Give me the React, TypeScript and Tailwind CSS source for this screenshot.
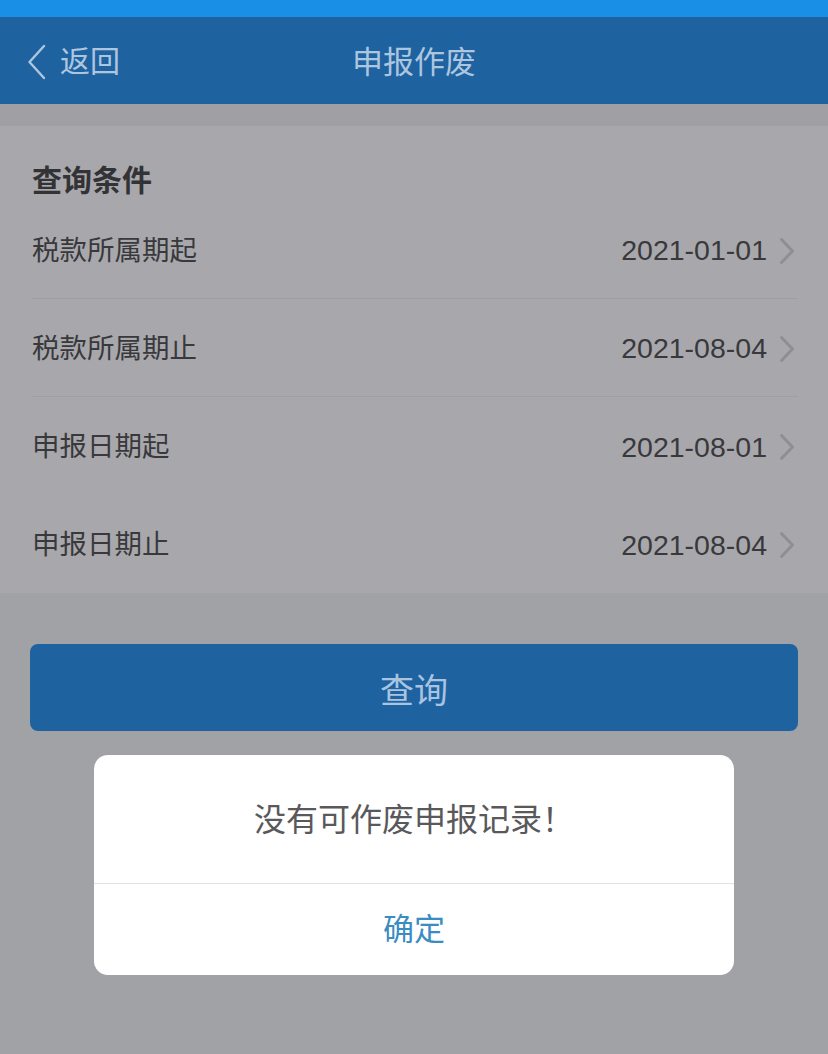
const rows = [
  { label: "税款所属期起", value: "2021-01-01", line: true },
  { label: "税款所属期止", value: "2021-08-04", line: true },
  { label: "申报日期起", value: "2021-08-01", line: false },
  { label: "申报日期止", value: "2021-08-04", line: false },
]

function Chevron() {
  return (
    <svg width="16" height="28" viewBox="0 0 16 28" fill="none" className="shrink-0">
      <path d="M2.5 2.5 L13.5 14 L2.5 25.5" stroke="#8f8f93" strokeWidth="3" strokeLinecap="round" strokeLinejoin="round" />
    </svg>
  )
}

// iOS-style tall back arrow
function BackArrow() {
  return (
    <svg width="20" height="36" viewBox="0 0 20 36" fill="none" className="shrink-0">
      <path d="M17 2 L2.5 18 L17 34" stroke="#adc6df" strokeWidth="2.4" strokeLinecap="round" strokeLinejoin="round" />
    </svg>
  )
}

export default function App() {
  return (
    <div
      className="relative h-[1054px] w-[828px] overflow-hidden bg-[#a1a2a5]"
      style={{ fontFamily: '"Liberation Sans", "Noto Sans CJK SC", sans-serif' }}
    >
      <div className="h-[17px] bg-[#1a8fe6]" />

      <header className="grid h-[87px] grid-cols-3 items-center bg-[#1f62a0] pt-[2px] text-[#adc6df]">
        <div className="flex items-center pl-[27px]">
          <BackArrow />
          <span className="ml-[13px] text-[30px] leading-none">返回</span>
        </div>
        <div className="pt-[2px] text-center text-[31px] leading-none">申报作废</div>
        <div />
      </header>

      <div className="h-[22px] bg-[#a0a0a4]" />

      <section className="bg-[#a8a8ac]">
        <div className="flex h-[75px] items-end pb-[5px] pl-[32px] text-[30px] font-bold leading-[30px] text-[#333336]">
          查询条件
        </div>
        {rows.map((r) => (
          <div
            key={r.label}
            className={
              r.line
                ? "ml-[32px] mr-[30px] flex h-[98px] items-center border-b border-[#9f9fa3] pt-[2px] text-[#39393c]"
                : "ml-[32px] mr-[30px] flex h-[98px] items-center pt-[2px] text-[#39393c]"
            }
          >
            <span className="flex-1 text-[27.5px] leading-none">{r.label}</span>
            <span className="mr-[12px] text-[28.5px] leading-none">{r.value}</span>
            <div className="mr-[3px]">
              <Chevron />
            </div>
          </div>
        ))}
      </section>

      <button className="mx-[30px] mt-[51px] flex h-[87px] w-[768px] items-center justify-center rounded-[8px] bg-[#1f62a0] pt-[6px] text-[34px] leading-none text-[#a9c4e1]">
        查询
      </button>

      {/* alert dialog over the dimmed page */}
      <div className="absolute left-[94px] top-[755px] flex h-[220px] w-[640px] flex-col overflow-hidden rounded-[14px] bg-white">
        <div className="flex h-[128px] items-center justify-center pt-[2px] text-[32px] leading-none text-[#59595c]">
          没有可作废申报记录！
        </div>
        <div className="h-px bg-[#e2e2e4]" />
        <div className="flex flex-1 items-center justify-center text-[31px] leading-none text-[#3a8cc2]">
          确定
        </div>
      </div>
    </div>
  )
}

═══

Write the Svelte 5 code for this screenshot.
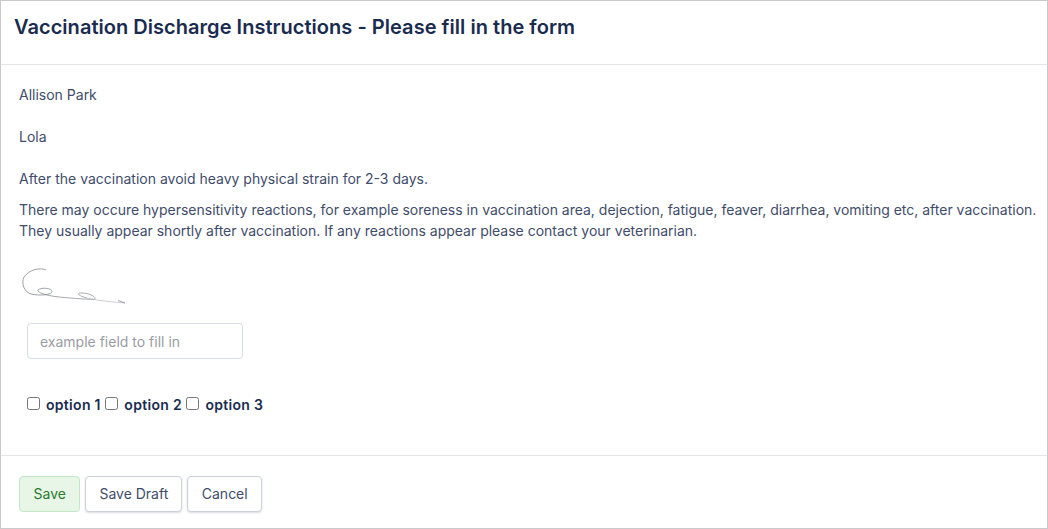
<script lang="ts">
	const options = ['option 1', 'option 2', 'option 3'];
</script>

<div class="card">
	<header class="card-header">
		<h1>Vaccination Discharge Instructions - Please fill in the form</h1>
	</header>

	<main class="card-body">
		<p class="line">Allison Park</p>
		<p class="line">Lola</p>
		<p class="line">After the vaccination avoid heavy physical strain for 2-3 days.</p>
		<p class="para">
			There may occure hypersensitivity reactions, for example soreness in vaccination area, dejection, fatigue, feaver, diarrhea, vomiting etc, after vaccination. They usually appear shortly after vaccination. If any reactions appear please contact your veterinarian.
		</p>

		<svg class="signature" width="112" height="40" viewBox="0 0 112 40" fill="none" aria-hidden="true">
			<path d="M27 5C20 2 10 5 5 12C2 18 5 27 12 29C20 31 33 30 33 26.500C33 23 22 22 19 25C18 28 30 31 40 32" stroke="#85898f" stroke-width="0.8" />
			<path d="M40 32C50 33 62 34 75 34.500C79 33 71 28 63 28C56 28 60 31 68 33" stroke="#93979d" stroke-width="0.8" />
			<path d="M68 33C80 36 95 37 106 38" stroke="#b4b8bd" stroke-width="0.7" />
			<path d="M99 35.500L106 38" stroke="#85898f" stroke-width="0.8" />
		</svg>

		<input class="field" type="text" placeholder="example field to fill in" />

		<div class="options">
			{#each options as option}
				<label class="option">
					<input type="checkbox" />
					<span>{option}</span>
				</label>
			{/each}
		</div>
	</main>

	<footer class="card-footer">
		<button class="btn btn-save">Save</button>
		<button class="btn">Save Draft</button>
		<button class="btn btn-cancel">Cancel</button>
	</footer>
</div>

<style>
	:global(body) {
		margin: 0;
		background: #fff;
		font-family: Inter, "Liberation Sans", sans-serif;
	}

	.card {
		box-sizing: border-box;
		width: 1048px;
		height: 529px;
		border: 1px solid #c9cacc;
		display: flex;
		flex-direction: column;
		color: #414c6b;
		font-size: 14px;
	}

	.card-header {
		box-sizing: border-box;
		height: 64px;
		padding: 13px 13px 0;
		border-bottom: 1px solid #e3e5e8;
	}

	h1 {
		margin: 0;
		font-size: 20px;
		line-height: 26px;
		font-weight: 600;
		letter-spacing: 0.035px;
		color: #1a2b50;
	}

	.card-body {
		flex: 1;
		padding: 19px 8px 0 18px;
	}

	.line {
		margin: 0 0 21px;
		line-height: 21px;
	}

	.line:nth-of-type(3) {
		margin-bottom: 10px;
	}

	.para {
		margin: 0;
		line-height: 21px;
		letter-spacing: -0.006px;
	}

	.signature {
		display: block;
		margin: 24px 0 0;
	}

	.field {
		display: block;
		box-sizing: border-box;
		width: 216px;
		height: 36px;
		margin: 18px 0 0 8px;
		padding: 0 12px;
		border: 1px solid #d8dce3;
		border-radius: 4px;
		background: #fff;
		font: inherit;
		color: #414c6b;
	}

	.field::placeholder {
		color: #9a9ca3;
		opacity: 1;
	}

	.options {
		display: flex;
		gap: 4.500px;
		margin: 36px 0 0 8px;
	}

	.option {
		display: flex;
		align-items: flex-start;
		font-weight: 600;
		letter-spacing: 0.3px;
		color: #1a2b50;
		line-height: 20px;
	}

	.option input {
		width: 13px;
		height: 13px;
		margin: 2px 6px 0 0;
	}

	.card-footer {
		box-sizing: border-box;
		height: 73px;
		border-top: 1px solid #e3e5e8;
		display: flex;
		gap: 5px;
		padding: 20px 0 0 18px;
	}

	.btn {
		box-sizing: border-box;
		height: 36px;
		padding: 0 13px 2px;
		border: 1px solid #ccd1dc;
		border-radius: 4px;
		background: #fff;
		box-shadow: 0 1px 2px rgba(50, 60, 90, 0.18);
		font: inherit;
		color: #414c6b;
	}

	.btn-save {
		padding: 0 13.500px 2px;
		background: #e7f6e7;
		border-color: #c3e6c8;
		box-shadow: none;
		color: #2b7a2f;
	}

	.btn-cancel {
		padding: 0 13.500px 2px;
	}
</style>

═══

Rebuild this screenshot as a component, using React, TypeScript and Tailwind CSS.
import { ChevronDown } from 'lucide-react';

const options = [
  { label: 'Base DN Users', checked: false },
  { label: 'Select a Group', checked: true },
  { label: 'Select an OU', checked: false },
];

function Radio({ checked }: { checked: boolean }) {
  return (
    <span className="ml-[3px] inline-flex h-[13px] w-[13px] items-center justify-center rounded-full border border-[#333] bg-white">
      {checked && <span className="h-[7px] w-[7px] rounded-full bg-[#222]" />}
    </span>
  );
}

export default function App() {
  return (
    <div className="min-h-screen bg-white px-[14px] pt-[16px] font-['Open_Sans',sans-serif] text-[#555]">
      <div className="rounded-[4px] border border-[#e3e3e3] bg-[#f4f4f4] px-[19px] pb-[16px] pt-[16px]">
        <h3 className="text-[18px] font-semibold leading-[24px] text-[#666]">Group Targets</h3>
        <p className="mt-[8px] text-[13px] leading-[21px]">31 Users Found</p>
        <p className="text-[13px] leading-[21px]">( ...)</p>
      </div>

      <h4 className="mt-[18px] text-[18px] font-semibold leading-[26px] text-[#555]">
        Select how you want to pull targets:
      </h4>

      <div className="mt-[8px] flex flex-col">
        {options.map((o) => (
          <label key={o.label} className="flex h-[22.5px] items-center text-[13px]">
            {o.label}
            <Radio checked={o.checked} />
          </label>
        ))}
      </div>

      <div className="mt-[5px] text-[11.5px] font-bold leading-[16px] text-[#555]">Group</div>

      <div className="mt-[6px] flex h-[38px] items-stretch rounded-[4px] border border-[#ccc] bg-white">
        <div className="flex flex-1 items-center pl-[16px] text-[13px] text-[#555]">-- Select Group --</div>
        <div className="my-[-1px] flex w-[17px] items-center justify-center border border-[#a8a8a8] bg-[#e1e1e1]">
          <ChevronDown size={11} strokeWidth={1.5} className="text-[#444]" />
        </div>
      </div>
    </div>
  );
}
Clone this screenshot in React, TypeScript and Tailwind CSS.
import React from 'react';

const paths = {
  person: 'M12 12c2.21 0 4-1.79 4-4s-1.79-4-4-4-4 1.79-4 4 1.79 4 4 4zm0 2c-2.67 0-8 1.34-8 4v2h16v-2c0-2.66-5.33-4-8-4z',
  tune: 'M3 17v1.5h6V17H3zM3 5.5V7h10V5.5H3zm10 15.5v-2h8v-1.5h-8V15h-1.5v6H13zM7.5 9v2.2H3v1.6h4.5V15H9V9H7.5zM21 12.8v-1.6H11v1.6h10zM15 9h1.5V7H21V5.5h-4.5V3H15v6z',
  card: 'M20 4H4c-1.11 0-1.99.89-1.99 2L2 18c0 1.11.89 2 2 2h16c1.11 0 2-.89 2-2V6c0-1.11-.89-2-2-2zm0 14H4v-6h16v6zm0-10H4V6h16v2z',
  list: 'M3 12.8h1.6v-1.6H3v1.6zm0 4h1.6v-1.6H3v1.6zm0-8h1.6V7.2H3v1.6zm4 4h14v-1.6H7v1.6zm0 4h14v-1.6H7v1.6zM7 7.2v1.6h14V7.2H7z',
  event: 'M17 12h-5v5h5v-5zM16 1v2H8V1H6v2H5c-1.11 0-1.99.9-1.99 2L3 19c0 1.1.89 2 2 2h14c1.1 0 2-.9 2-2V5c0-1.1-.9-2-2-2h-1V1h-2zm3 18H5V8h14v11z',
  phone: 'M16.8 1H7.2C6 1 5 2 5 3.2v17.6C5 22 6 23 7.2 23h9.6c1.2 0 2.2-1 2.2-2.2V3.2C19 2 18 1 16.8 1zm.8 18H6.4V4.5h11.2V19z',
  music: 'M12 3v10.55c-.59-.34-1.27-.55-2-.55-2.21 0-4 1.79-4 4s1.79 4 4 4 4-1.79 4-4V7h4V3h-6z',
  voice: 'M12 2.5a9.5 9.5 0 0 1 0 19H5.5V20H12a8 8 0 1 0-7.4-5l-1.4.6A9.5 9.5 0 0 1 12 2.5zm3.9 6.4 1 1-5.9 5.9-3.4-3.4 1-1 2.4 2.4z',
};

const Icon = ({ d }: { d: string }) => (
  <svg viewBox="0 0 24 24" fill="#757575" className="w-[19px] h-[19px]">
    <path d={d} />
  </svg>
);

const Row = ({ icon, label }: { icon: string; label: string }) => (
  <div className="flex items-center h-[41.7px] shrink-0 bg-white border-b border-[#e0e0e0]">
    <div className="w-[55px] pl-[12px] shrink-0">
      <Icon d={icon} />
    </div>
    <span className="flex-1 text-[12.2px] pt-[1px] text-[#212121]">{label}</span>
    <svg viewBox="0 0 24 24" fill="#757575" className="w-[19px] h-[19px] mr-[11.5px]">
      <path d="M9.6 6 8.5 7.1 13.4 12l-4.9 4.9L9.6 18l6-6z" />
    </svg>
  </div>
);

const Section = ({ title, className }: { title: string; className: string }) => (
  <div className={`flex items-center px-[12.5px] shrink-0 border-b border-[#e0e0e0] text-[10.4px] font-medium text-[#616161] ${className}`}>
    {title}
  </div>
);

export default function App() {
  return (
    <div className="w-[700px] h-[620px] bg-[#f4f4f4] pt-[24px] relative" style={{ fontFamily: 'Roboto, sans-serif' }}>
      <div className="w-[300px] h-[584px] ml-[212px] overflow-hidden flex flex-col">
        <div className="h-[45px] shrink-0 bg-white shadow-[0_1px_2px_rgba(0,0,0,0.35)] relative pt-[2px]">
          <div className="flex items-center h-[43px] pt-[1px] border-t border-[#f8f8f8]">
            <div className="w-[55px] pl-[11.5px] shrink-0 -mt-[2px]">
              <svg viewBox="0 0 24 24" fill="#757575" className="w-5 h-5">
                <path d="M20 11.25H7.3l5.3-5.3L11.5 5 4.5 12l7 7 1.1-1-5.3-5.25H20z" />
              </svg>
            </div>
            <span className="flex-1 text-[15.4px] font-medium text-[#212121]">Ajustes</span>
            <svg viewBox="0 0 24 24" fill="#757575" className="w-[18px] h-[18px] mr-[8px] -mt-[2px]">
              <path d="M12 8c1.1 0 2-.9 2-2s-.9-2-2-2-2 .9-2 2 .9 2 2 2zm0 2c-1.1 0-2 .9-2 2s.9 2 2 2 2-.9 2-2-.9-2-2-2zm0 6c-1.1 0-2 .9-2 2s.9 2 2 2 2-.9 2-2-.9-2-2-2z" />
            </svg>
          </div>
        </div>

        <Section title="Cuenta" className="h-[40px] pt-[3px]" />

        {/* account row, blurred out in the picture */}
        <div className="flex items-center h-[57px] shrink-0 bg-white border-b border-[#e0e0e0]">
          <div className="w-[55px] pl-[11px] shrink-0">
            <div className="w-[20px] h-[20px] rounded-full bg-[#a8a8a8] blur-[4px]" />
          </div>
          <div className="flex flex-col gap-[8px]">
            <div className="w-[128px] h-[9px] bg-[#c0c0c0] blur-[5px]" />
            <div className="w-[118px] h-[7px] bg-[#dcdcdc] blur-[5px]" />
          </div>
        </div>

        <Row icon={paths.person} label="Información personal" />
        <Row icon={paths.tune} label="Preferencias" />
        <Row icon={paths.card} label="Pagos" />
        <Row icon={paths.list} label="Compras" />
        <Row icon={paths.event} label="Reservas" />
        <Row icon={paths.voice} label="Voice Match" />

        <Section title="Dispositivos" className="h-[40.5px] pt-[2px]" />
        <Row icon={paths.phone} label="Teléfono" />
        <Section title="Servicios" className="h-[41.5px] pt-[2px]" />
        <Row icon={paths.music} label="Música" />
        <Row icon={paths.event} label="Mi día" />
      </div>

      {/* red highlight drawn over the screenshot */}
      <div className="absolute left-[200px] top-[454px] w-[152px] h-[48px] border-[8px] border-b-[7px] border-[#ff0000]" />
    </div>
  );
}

═══

- [Task description]:
Pick out, from the lines above, every one that contains the string "screenshot".

- [Written answer]:
Give me the React, TypeScript and Tailwind CSS source for this screenshot.
Write the Svelte 5 code for this screenshot.
Rebuild this screenshot as a component, using React, TypeScript and Tailwind CSS.
Clone this screenshot in React, TypeScript and Tailwind CSS.
      {/* red highlight drawn over the screenshot */}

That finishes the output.